The latest Consumer Market Monitor, published by The Marketing Institute of Ireland and UCD Michael Smurfit Graduate Business School, reveals that consumer spending is making a significant contribution to Ireland’s economic growth, with increased spends on big ticket items a major factor.
According to the quarterly report, which was released on Monday, (November 16th) the already high sales volume of new cars continued to grow in the first nine months of 2015, with 114,446 new cars licensed across the first three quarters of the year.

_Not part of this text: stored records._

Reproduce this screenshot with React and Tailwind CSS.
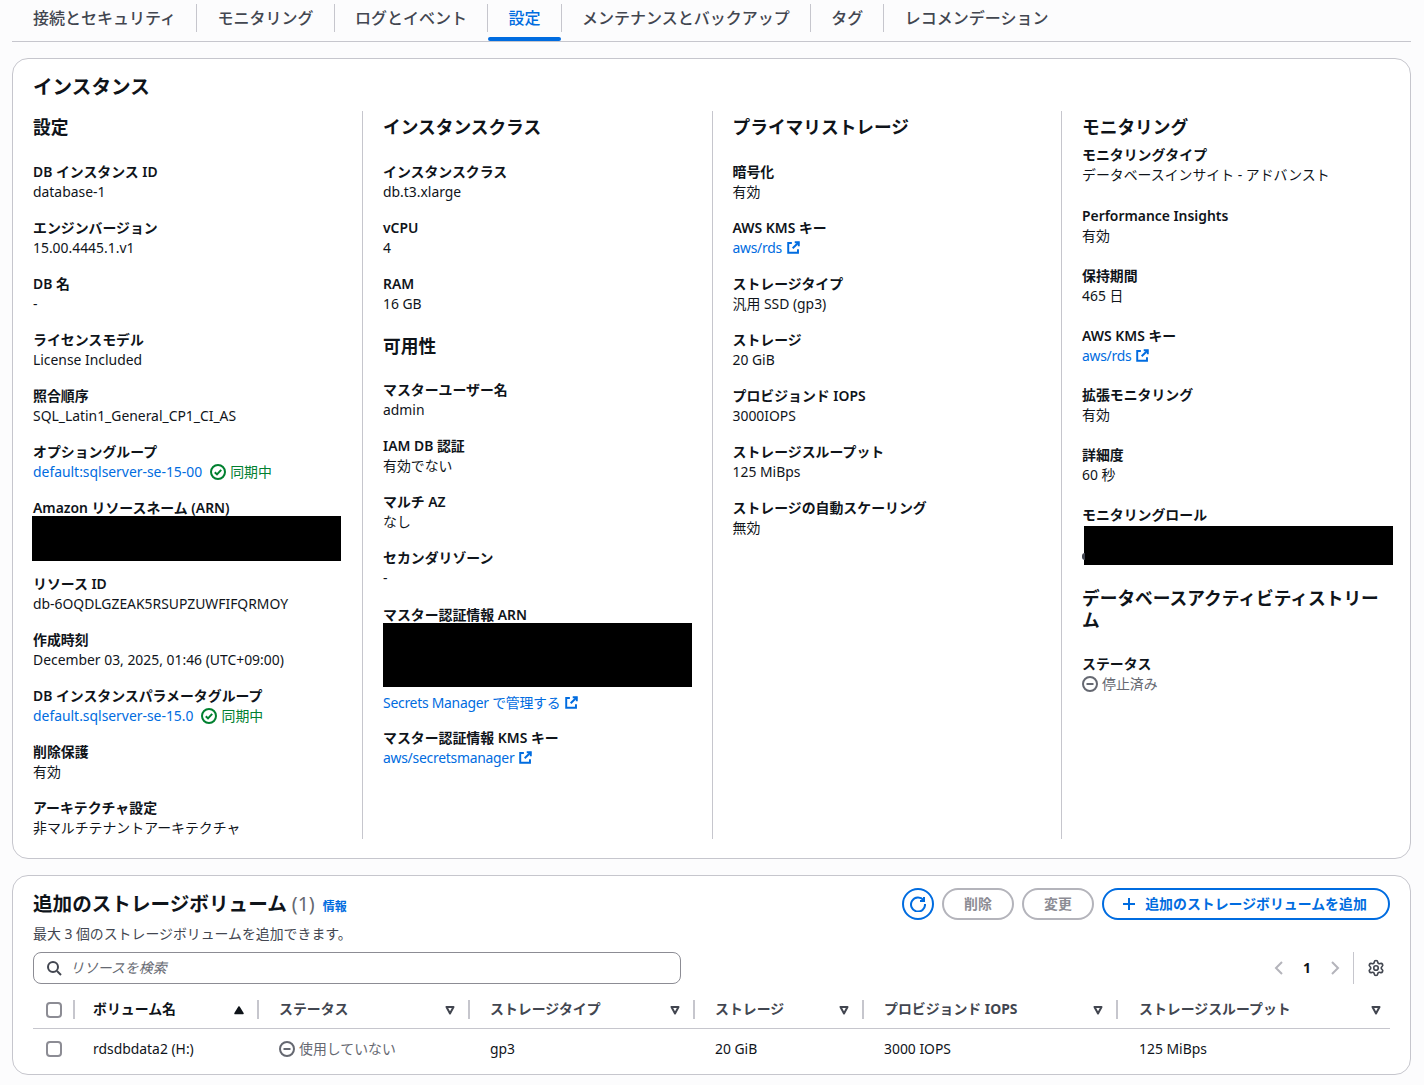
import React from 'react'
import { Settings } from 'lucide-react'

const tabs = ['接続とセキュリティ', 'モニタリング', 'ログとイベント', '設定', 'メンテナンスとバックアップ', 'タグ', 'レコメンデーション']

const ExternalIcon = () => (
  <svg viewBox="0 0 16 16" className="w-[13px] h-[13px] inline-block ml-[5px] align-[-1px]" fill="none" stroke="currentColor" strokeWidth="2.4">
    <path d="M6 2.500H1.500v12h12V10" />
    <path d="M9.500 1.500h5v5" />
    <path d="M14.500 1.500 7 9" />
  </svg>
)

const CheckCircle = () => (
  <svg viewBox="0 0 16 16" className="w-4 h-4 shrink-0" fill="none" stroke="currentColor" strokeWidth="2">
    <circle cx="8" cy="8" r="7" />
    <path d="m4.800 8.200 2.200 2.200 4.200-4.600" />
  </svg>
)

const MinusCircle = () => (
  <svg viewBox="0 0 16 16" className="w-4 h-4 shrink-0" fill="none" stroke="currentColor" strokeWidth="2">
    <circle cx="8" cy="8" r="7" />
    <path d="M4.500 8h7" />
  </svg>
)

const CaretDown = () => (
  <svg viewBox="0 0 12 12" className="w-3 h-3" fill="none" stroke="#424650" strokeWidth="2" strokeLinejoin="round">
    <path d="M2.500 3h7L6 9.500z" />
  </svg>
)

const CaretUp = () => (
  <svg viewBox="0 0 12 12" className="w-3 h-3" fill="#0f141a" stroke="#0f141a" strokeWidth="1.500" strokeLinejoin="round">
    <path d="M2 9.500h8L6 3z" />
  </svg>
)

const Link = ({ children, external }) => (
  <a className={`text-[#006ce0] ${external ? 'tracking-[-0.25px]' : ''}`}>{children}{external && <ExternalIcon />}</a>
)

const Item = ({ label, children, className = 'mb-4' }) => (
  <div className={className}>
    <div className="font-semibold leading-5">{label}</div>
    <div className="leading-5">{children}</div>
  </div>
)

const Heading = ({ children, className = '' }) => (
  <h3 className={`text-[17.7px] font-bold leading-[22px] ${className}`}>{children}</h3>
)

const Synced = ({ name }) => (
  <div className="flex items-center">
    <Link>{name}</Link>
    <span className="ml-2 flex items-center gap-1 text-[#00802f]"><CheckCircle />同期中</span>
  </div>
)

const Stopped = ({ text }) => (
  <span className="flex items-center gap-1 text-[#656871]"><MinusCircle />{text}</span>
)

const Redacted = ({ className }) => <div className={`bg-black w-[309px] ${className}`} />

const Column = ({ children, first }) => (
  <div className={`shrink-0 pt-[5px] pr-[20px] ${first ? 'w-[350px] pl-[21px]' : 'w-[349.5px] pl-5 border-l border-[#c6c6cd]'}`}>
    {children}
  </div>
)

const columns = [
  { label: 'ボリューム名', sort: true, cell: 'pl-[18px] pr-3 border-r-2 border-[#c6c6cd] text-[#0f141a]' },
  { label: 'ステータス', cell: 'pl-5 pr-3 border-r-2 border-[#c6c6cd]' },
  { label: 'ストレージタイプ', cell: 'pl-5 pr-3 border-r-2 border-[#c6c6cd]' },
  { label: 'ストレージ', cell: 'pl-5 pr-3 border-r-2 border-[#c6c6cd]' },
  { label: 'プロビジョンド IOPS', cell: 'pl-5 pr-3 border-r-2 border-[#c6c6cd]' },
  { label: 'ストレージスループット', cell: 'pl-[21px] pr-2' },
]

const Checkbox = () => <span className="block w-4 h-4 rounded-[4px] border-2 border-[#8c8c94] bg-white" />

export default function App() {
  return (
    <div className="min-h-[1085px] bg-[#fcfcfd] pl-3 pr-[13px] text-[13.9px] text-[#0f141a] font-['Noto_Sans','Noto_Sans_CJK_JP',sans-serif] overflow-hidden">
      {/* tabs */}
      <div className="flex h-[42px] border-b border-[#c6c6cd] text-base font-medium text-[#424650]">
        {tabs.map((t, i) => (
          <div key={t} className={`relative h-[41px] pb-[9px] pt-1 ${i === 0 ? 'ml-[0.5px]' : ''}`}>
            <div className={`h-7 flex items-center pl-[20.5px] pr-5 ${i < tabs.length - 1 ? 'border-r border-[#c6c6cd]' : ''} ${t === '設定' ? 'text-[#006ce0]' : ''}`}>{t}</div>
            {t === '設定' && <div className="absolute left-0 right-[1px] bottom-0 h-1 rounded bg-[#006ce0]" />}
          </div>
        ))}
      </div>

      {/* instance panel */}
      <section className="mt-4 h-[801px] rounded-2xl border border-[#c6c6cd] bg-white pt-4 pl-[20px] overflow-hidden">
        <h2 className="text-[19.6px] font-bold leading-6">インスタンス</h2>
        <div className="flex -ml-[21px] mt-[12px] h-[728px]">
          <Column first>
            <Heading className="mb-6">設定</Heading>
            <Item label="DB インスタンス ID">database-1</Item>
            <Item label="エンジンバージョン">15.00.4445.1.v1</Item>
            <Item label="DB 名">-</Item>
            <Item label="ライセンスモデル">License Included</Item>
            <Item label="照合順序">SQL_Latin1_General_CP1_CI_AS</Item>
            <Item label="オプショングループ"><Synced name="default:sqlserver-se-15-00" /></Item>
            <Item label="Amazon リソースネーム (ARN)" className="mb-0" />
            <Redacted className="h-[45px] -mt-[2px] -ml-px mb-[13px]" />
            <Item label="リソース ID">db-6OQDLGZEAK5RSUPZUWFIFQRMOY</Item>
            <Item label="作成時刻">December 03, 2025, 01:46 (UTC+09:00)</Item>
            <Item label="DB インスタンスパラメータグループ"><Synced name="default.sqlserver-se-15.0" /></Item>
            <Item label="削除保護">有効</Item>
            <Item label="アーキテクチャ設定" className="">非マルチテナントアーキテクチャ</Item>
          </Column>
          <Column>
            <Heading className="mb-6">インスタンスクラス</Heading>
            <Item label="インスタンスクラス">db.t3.xlarge</Item>
            <Item label="vCPU">4</Item>
            <Item label="RAM" className="mb-[21px]">16 GB</Item>
            <Heading className="mb-[23px]">可用性</Heading>
            <Item label="マスターユーザー名">admin</Item>
            <Item label="IAM DB 認証">有効でない</Item>
            <Item label="マルチ AZ">なし</Item>
            <Item label="セカンダリゾーン" className="mb-[17px]">-</Item>
            <Item label="マスター認証情報 ARN" className="mb-0" />
            <Redacted className="h-16 -mt-[2px] mb-[6px]" />
            <div className="leading-5 mb-[15px]"><Link external>Secrets Manager で管理する</Link></div>
            <Item label="マスター認証情報 KMS キー"><Link external>aws/secretsmanager</Link></Item>
          </Column>
          <Column>
            <Heading className="mb-6">プライマリストレージ</Heading>
            <Item label="暗号化">有効</Item>
            <Item label="AWS KMS キー"><Link external>aws/rds</Link></Item>
            <Item label="ストレージタイプ">汎用 SSD (gp3)</Item>
            <Item label="ストレージ">20 GiB</Item>
            <Item label="プロビジョンド IOPS">3000IOPS</Item>
            <Item label="ストレージスループット">125 MiBps</Item>
            <Item label="ストレージの自動スケーリング">無効</Item>
          </Column>
          <Column>
            <Heading className="mb-[7px]">モニタリング</Heading>
            <Item label="モニタリングタイプ" className="mb-[21px]">データベースインサイト - アドバンスト</Item>
            <Item label="Performance Insights" className="mb-5">有効</Item>
            <Item label="保持期間" className="mb-5">465 日</Item>
            <Item label="AWS KMS キー" className="mb-[19px]"><Link external>aws/rds</Link></Item>
            <Item label="拡張モニタリング" className="mb-5">有効</Item>
            <Item label="詳細度" className="mb-5">60 秒</Item>
            <Item label="モニタリングロール" className="mb-0" />
            <div className="relative">
              <Redacted className="h-[39px] mt-px ml-[2px] mb-[22px]" />
              <span className="absolute left-0 top-[27px] w-[3px] h-[7px] rounded-l-full bg-[#424650]" />
            </div>
            <Heading className="mb-[23px]">データベースアクティビティストリーム</Heading>
            <Item label="ステータス"><Stopped text="停止済み" /></Item>
          </Column>
        </div>
      </section>

      {/* storage volumes */}
      <section className="mt-4 h-[200px] rounded-2xl border border-[#c6c6cd] bg-white px-5 pt-3">
        <div className="flex items-start justify-between">
          <div className="pt-1">
            <div className="flex items-baseline">
              <h2 className="text-[19.6px] font-bold leading-6">追加のストレージボリューム</h2>
              <span className="ml-[5px] text-[19.6px] text-[#656871] leading-6">(1)</span>
              <a className="ml-2 text-xs font-bold text-[#006ce0]">情報</a>
            </div>
            <p className="mt-[8px] leading-5 text-[#424650]">最大 3 個のストレージボリュームを追加できます。</p>
          </div>
          <div className="flex gap-2 font-bold">
            <button className="w-8 h-8 rounded-full border-2 border-[#006ce0] text-[#006ce0] flex items-center justify-center">
              <svg viewBox="0 0 16 16" className="w-4 h-4" fill="none" stroke="currentColor" strokeWidth="2">
                <path d="M13.500 4.200A7 7 0 1 0 15 8" />
                <path d="M14 1v4h-4" />
              </svg>
            </button>
            <button className="w-[72px] h-8 rounded-full border-2 border-[#b4b4bb] text-[#8c8c94]">削除</button>
            <button className="w-[72px] h-8 rounded-full border-2 border-[#b4b4bb] text-[#8c8c94]">変更</button>
            <button className="w-[288px] h-8 pr-1 rounded-full border-2 border-[#006ce0] text-[#006ce0] flex items-center justify-center gap-2">
              <svg viewBox="0 0 16 16" className="w-4 h-4" fill="none" stroke="currentColor" strokeWidth="2"><path d="M8 2v12M2 8h12" /></svg>
              追加のストレージボリュームを追加
            </button>
          </div>
        </div>

        <div className="flex items-center justify-between mt-2">
          <div className="w-[648px] h-8 rounded-lg border border-[#8c8c94] flex items-center px-3 gap-2 text-[#656871]">
            <svg viewBox="0 0 16 16" className="w-4 h-4 text-[#424650]" fill="none" stroke="currentColor" strokeWidth="2">
              <circle cx="7" cy="7" r="5" />
              <path d="m11 11 4 4" />
            </svg>
            <span className="italic">リソースを検索</span>
          </div>
          <div className="flex items-center h-8">
            <svg viewBox="0 0 16 16" className="w-4 h-4 text-[#b4b4bb]" fill="none" stroke="currentColor" strokeWidth="2"><path d="m11 2-6 6 6 6" /></svg>
            <span className="mx-4 w-2 text-center font-bold">1</span>
            <svg viewBox="0 0 16 16" className="w-4 h-4 text-[#b4b4bb]" fill="none" stroke="currentColor" strokeWidth="2"><path d="m5 2 6 6-6 6" /></svg>
            <div className="ml-[10px] h-8 border-l border-[#c6c6cd]" />
            <Settings className="ml-[13px] mr-[5px] w-[18px] h-[18px] text-[#424650]" strokeWidth={2.2} />
          </div>
        </div>

        <div className="mt-4 pb-[9px] grid grid-cols-[42px_184px_211px_225px_169px_254px_272px] border-b border-[#c6c6cd] font-bold text-[#424650]">
          <div className="h-[19px] flex items-center pl-[13px] border-r-2 border-[#c6c6cd]"><Checkbox /></div>
          {columns.map(c => (
            <div key={c.label} className={`h-[19px] flex items-center justify-between ${c.cell}`}>
              <span>{c.label}</span>
              {c.sort ? <CaretUp /> : <CaretDown />}
            </div>
          ))}
        </div>
        <div className="grid grid-cols-[42px_184px_211px_225px_169px_254px_272px] h-[40px] items-center">
          <div className="pl-[13px]"><Checkbox /></div>
          <div className="pl-[18px]">rdsdbdata2 (H:)</div>
          <div className="pl-5"><Stopped text="使用していない" /></div>
          <div className="pl-5">gp3</div>
          <div className="pl-5">20 GiB</div>
          <div className="pl-5">3000 IOPS</div>
          <div className="pl-[21px]">125 MiBps</div>
        </div>
      </section>
    </div>
  )
}
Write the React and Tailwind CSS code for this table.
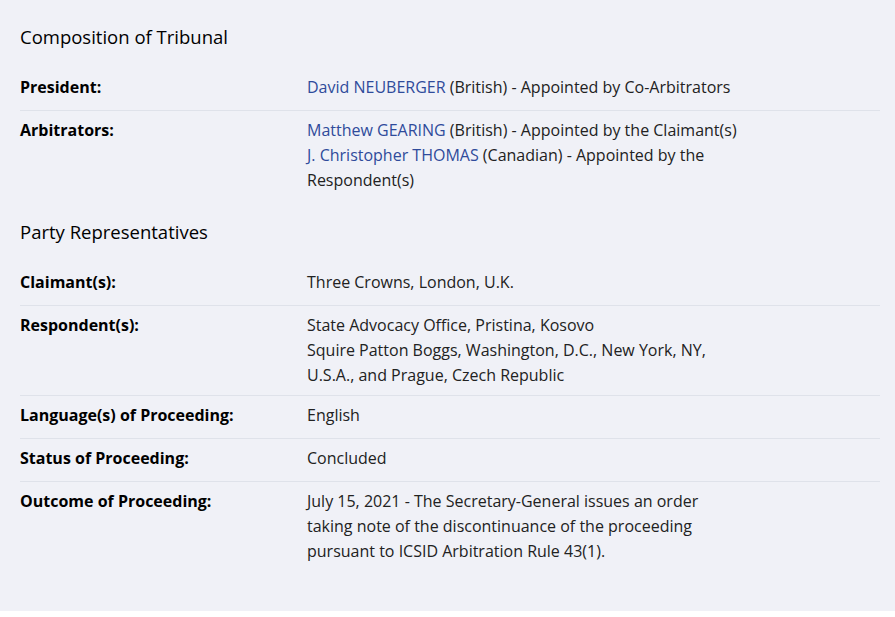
import React from "react";

const Link = ({ children }) => (
  <a href="#" className="text-[#2f4b9b] no-underline">
    {children}
  </a>
);

const Row = ({ label, children, last }) => (
  <div
    className={`flex items-start pt-[7px] ${
      last ? "pb-2" : "pb-[7px] border-b border-[#dfe2ea]"
    }`}
  >
    <div className="w-[287px] shrink-0 pb-[3px] text-[16px] leading-[25px] font-bold text-black">
      {label}
    </div>
    <div className="w-[434px] text-[16px] leading-[25px] text-[#222]">
      {children}
    </div>
  </div>
);

const Heading = ({ children }) => (
  <h2 className="pt-[17px] pb-[18px] text-[18.5px] leading-[27px] font-normal text-black">
    {children}
  </h2>
);

export default function App() {
  return (
    <div
      className="bg-white min-h-screen pb-[7px]"
      style={{ fontFamily: '"Open Sans", sans-serif' }}
    >
      <div className="bg-[#f0f1f7] pl-5 pr-[15px] pt-[6px] pb-[39px]">
        <Heading>Composition of Tribunal</Heading>
        <Row label="President:">
          <Link>David NEUBERGER</Link> (British) - Appointed by Co-Arbitrators
        </Row>
        <Row label="Arbitrators:" last>
          <p>
            <Link>Matthew GEARING</Link> (British) - Appointed by the Claimant(s)
          </p>
          <p>
            <Link>J. Christopher THOMAS</Link> (Canadian) - Appointed by the
            Respondent(s)
          </p>
        </Row>

        <Heading>Party Representatives</Heading>
        <Row label="Claimant(s):">Three Crowns, London, U.K.</Row>
        <Row label="Respondent(s):">
          <p>State Advocacy Office, Pristina, Kosovo</p>
          <p>
            Squire Patton Boggs, Washington, D.C., New York, NY, U.S.A., and
            Prague, Czech Republic
          </p>
        </Row>
        <Row label="Language(s) of Proceeding:">English</Row>
        <Row label="Status of Proceeding:">Concluded</Row>
        <Row label="Outcome of Proceeding:" last>
          July 15, 2021 - The Secretary-General issues an order taking note of
          the discontinuance of the proceeding pursuant to ICSID Arbitration
          Rule 43(1).
        </Row>
      </div>
    </div>
  );
}
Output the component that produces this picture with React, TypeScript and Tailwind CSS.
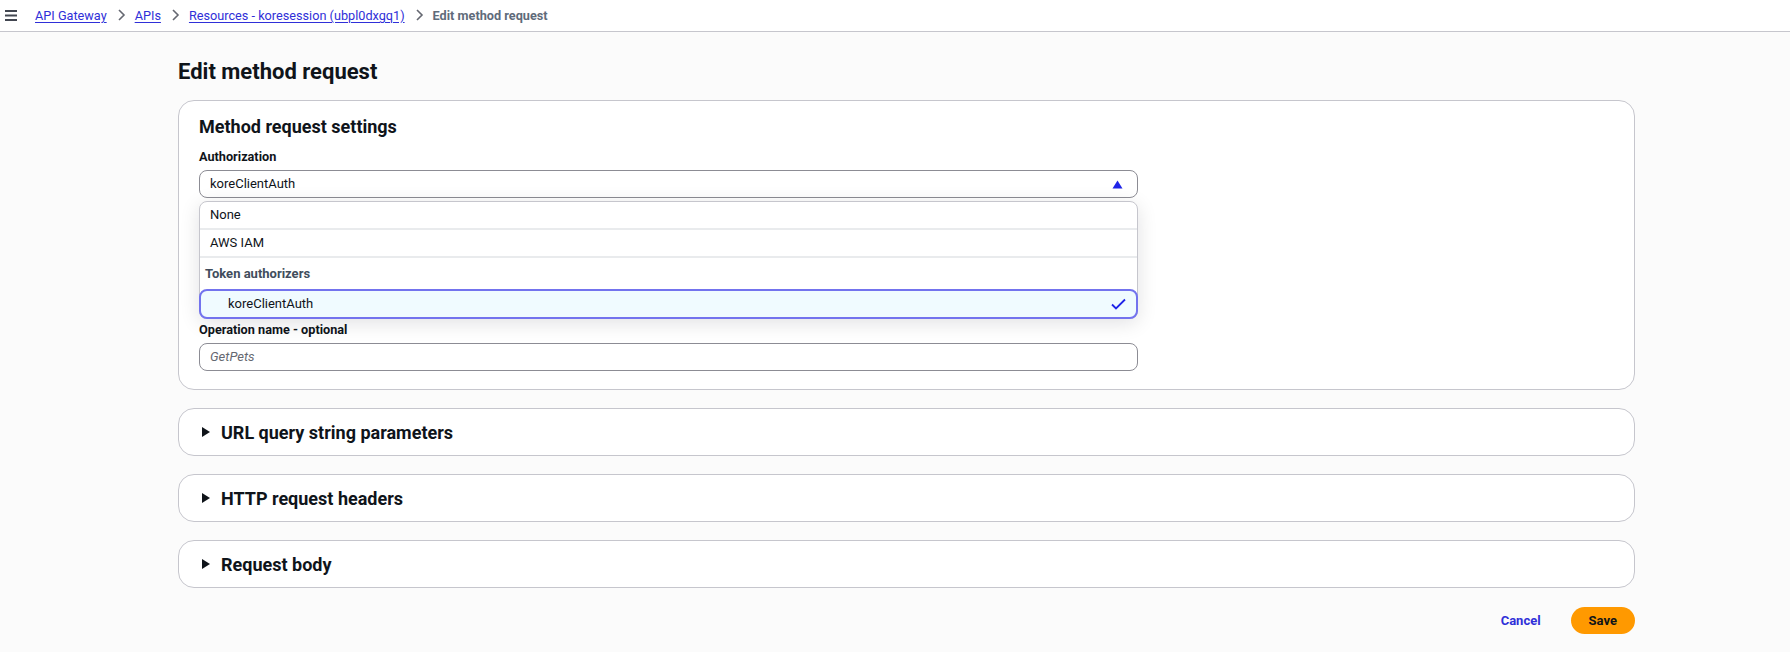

Retail sales are also seeing significant improvement, as sales volumes rose by 7.2% in Q3 year-on-year. Household Goods saw an especially strong performance in volume sales, with furniture and lighting sales up 18.7% in volume, and electrical goods up 13%.
Another interesting finding from the report is how online retailing now accounts for as much as 15% of business for many retailers. Worth €5.6 billion in 2014, online retailing is predicted to grow to €21 billion by 2017.
Supermarkets have seen volume sales rise by 5.1% in Q3 year-on-year, with value sales also rising by 3.5%.
The trends highlighted by the Consumer Market Monitor are supported by improving levels of employment in Ireland, which brings with it a positive effect on disposable incomes. There are now 1.96 million people working in Ireland, which represents an increase of 130,000 since the low point in 2012.
Mary Lambkin, Professor of Marketing, UCD Smurfit School, and one of the authors of the Monitor, commented, “Disposable incomes are at last beginning to show modest growth as a result of jobs growth.”
She added that this, “coupled with greater availability of credit” is leading to accelerated spending across many categories.